WHAT IS BEING ASKED: Write out each line of the listing as it stands, without the images.

RECORDED INFORMATION:
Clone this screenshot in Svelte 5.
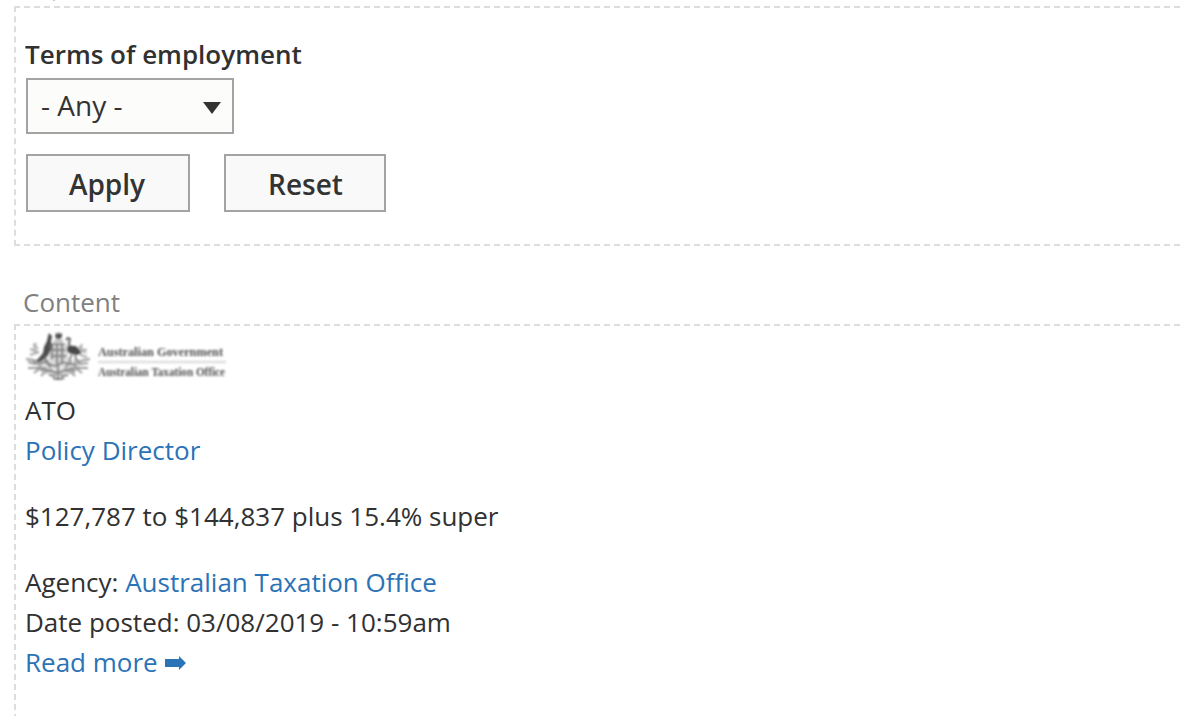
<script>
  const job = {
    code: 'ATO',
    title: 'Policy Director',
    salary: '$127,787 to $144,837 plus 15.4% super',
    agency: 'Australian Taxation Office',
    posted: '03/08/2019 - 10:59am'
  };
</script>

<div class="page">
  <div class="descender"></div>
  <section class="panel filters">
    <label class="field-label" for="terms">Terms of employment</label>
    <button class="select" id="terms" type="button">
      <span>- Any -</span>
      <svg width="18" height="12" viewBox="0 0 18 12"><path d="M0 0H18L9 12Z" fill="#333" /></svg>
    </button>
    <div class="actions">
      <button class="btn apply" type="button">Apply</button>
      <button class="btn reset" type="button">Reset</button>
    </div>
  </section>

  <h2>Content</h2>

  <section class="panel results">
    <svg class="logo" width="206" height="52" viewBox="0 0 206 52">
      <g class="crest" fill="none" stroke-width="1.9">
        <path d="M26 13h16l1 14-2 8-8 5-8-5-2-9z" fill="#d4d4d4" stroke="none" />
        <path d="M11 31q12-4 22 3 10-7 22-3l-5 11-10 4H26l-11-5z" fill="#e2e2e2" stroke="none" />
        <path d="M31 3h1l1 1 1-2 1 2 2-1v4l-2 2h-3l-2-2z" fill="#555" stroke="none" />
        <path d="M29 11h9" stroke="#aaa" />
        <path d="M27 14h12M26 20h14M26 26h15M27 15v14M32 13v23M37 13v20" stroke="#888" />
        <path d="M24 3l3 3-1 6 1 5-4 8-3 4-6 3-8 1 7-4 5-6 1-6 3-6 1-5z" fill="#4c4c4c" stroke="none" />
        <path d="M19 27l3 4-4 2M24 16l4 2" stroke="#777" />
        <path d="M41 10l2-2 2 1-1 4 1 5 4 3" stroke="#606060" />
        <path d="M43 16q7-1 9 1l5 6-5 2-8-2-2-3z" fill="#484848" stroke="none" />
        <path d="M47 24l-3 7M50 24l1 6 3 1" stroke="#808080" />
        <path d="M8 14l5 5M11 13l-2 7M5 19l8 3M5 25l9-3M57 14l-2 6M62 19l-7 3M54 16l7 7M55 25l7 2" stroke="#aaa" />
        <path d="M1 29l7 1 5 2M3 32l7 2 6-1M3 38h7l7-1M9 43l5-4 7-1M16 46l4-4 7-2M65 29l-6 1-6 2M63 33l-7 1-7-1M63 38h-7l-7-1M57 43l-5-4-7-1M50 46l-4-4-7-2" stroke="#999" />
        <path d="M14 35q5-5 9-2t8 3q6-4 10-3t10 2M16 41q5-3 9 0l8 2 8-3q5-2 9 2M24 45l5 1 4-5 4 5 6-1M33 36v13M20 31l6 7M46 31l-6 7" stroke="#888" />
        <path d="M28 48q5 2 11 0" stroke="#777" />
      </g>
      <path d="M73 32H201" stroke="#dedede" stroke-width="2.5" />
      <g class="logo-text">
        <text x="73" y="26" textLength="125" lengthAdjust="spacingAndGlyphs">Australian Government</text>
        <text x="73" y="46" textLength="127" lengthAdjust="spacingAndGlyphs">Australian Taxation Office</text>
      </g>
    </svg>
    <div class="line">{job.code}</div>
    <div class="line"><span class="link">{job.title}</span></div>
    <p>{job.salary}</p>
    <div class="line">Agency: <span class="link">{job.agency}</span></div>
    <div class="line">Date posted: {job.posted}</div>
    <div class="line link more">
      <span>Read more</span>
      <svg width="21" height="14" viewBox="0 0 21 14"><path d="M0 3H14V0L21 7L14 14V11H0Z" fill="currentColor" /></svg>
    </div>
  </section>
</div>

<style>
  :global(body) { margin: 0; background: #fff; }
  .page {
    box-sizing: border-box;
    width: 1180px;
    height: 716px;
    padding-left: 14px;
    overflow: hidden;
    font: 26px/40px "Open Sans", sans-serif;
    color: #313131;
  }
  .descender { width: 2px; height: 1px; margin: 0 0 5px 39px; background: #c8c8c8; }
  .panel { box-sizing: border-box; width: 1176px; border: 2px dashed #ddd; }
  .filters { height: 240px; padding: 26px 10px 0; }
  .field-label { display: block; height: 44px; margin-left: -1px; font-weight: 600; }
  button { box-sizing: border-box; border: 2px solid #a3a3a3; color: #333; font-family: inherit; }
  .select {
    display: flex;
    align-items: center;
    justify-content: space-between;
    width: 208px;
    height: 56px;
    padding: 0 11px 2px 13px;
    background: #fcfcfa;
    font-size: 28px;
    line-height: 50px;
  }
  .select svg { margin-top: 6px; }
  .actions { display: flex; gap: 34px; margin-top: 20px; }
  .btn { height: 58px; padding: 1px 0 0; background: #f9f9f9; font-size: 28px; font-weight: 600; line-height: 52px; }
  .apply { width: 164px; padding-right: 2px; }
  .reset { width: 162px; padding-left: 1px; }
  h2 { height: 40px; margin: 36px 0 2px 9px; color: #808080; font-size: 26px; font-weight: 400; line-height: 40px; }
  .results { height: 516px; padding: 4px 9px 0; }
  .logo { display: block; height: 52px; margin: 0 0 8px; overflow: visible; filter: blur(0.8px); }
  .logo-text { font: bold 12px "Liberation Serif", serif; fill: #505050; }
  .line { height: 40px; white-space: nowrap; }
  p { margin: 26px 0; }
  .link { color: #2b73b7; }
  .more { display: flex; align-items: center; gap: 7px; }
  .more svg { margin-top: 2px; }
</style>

CORRECT ANSWER:
Clone this screenshot in Svelte 5.
<script>
  const job = {
    code: 'ATO',
    title: 'Policy Director',
    salary: '$127,787 to $144,837 plus 15.4% super',
    agency: 'Australian Taxation Office',
    posted: '03/08/2019 - 10:59am'
  };
</script>

<div class="page">
  <div class="descender"></div>
  <section class="panel filters">
    <label class="field-label" for="terms">Terms of employment</label>
    <button class="select" id="terms" type="button">
      <span>- Any -</span>
      <svg width="18" height="12" viewBox="0 0 18 12"><path d="M0 0H18L9 12Z" fill="#333" /></svg>
    </button>
    <div class="actions">
      <button class="btn apply" type="button">Apply</button>
      <button class="btn reset" type="button">Reset</button>
    </div>
  </section>

  <h2>Content</h2>

  <section class="panel results">
    <svg class="logo" width="206" height="52" viewBox="0 0 206 52">
      <g class="crest" fill="none" stroke-width="1.9">
        <path d="M26 13h16l1 14-2 8-8 5-8-5-2-9z" fill="#d4d4d4" stroke="none" />
        <path d="M11 31q12-4 22 3 10-7 22-3l-5 11-10 4H26l-11-5z" fill="#e2e2e2" stroke="none" />
        <path d="M31 3h1l1 1 1-2 1 2 2-1v4l-2 2h-3l-2-2z" fill="#555" stroke="none" />
        <path d="M29 11h9" stroke="#aaa" />
        <path d="M27 14h12M26 20h14M26 26h15M27 15v14M32 13v23M37 13v20" stroke="#888" />
        <path d="M24 3l3 3-1 6 1 5-4 8-3 4-6 3-8 1 7-4 5-6 1-6 3-6 1-5z" fill="#4c4c4c" stroke="none" />
        <path d="M19 27l3 4-4 2M24 16l4 2" stroke="#777" />
        <path d="M41 10l2-2 2 1-1 4 1 5 4 3" stroke="#606060" />
        <path d="M43 16q7-1 9 1l5 6-5 2-8-2-2-3z" fill="#484848" stroke="none" />
        <path d="M47 24l-3 7M50 24l1 6 3 1" stroke="#808080" />
        <path d="M8 14l5 5M11 13l-2 7M5 19l8 3M5 25l9-3M57 14l-2 6M62 19l-7 3M54 16l7 7M55 25l7 2" stroke="#aaa" />
        <path d="M1 29l7 1 5 2M3 32l7 2 6-1M3 38h7l7-1M9 43l5-4 7-1M16 46l4-4 7-2M65 29l-6 1-6 2M63 33l-7 1-7-1M63 38h-7l-7-1M57 43l-5-4-7-1M50 46l-4-4-7-2" stroke="#999" />
        <path d="M14 35q5-5 9-2t8 3q6-4 10-3t10 2M16 41q5-3 9 0l8 2 8-3q5-2 9 2M24 45l5 1 4-5 4 5 6-1M33 36v13M20 31l6 7M46 31l-6 7" stroke="#888" />
        <path d="M28 48q5 2 11 0" stroke="#777" />
      </g>
      <path d="M73 32H201" stroke="#dedede" stroke-width="2.5" />
      <g class="logo-text">
        <text x="73" y="26" textLength="125" lengthAdjust="spacingAndGlyphs">Australian Government</text>
        <text x="73" y="46" textLength="127" lengthAdjust="spacingAndGlyphs">Australian Taxation Office</text>
      </g>
    </svg>
    <div class="line">{job.code}</div>
    <div class="line"><span class="link">{job.title}</span></div>
    <p>{job.salary}</p>
    <div class="line">Agency: <span class="link">{job.agency}</span></div>
    <div class="line">Date posted: {job.posted}</div>
    <div class="line link more">
      <span>Read more</span>
      <svg width="21" height="14" viewBox="0 0 21 14"><path d="M0 3H14V0L21 7L14 14V11H0Z" fill="currentColor" /></svg>
    </div>
  </section>
</div>

<style>
  :global(body) { margin: 0; background: #fff; }
  .page {
    box-sizing: border-box;
    width: 1180px;
    height: 716px;
    padding-left: 14px;
    overflow: hidden;
    font: 26px/40px "Open Sans", sans-serif;
    color: #313131;
  }
  .descender { width: 2px; height: 1px; margin: 0 0 5px 39px; background: #c8c8c8; }
  .panel { box-sizing: border-box; width: 1176px; border: 2px dashed #ddd; }
  .filters { height: 240px; padding: 26px 10px 0; }
  .field-label { display: block; height: 44px; margin-left: -1px; font-weight: 600; }
  button { box-sizing: border-box; border: 2px solid #a3a3a3; color: #333; font-family: inherit; }
  .select {
    display: flex;
    align-items: center;
    justify-content: space-between;
    width: 208px;
    height: 56px;
    padding: 0 11px 2px 13px;
    background: #fcfcfa;
    font-size: 28px;
    line-height: 50px;
  }
  .select svg { margin-top: 6px; }
  .actions { display: flex; gap: 34px; margin-top: 20px; }
  .btn { height: 58px; padding: 1px 0 0; background: #f9f9f9; font-size: 28px; font-weight: 600; line-height: 52px; }
  .apply { width: 164px; padding-right: 2px; }
  .reset { width: 162px; padding-left: 1px; }
  h2 { height: 40px; margin: 36px 0 2px 9px; color: #808080; font-size: 26px; font-weight: 400; line-height: 40px; }
  .results { height: 516px; padding: 4px 9px 0; }
  .logo { display: block; height: 52px; margin: 0 0 8px; overflow: visible; filter: blur(0.8px); }
  .logo-text { font: bold 12px "Liberation Serif", serif; fill: #505050; }
  .line { height: 40px; white-space: nowrap; }
  p { margin: 26px 0; }
  .link { color: #2b73b7; }
  .more { display: flex; align-items: center; gap: 7px; }
  .more svg { margin-top: 2px; }
</style>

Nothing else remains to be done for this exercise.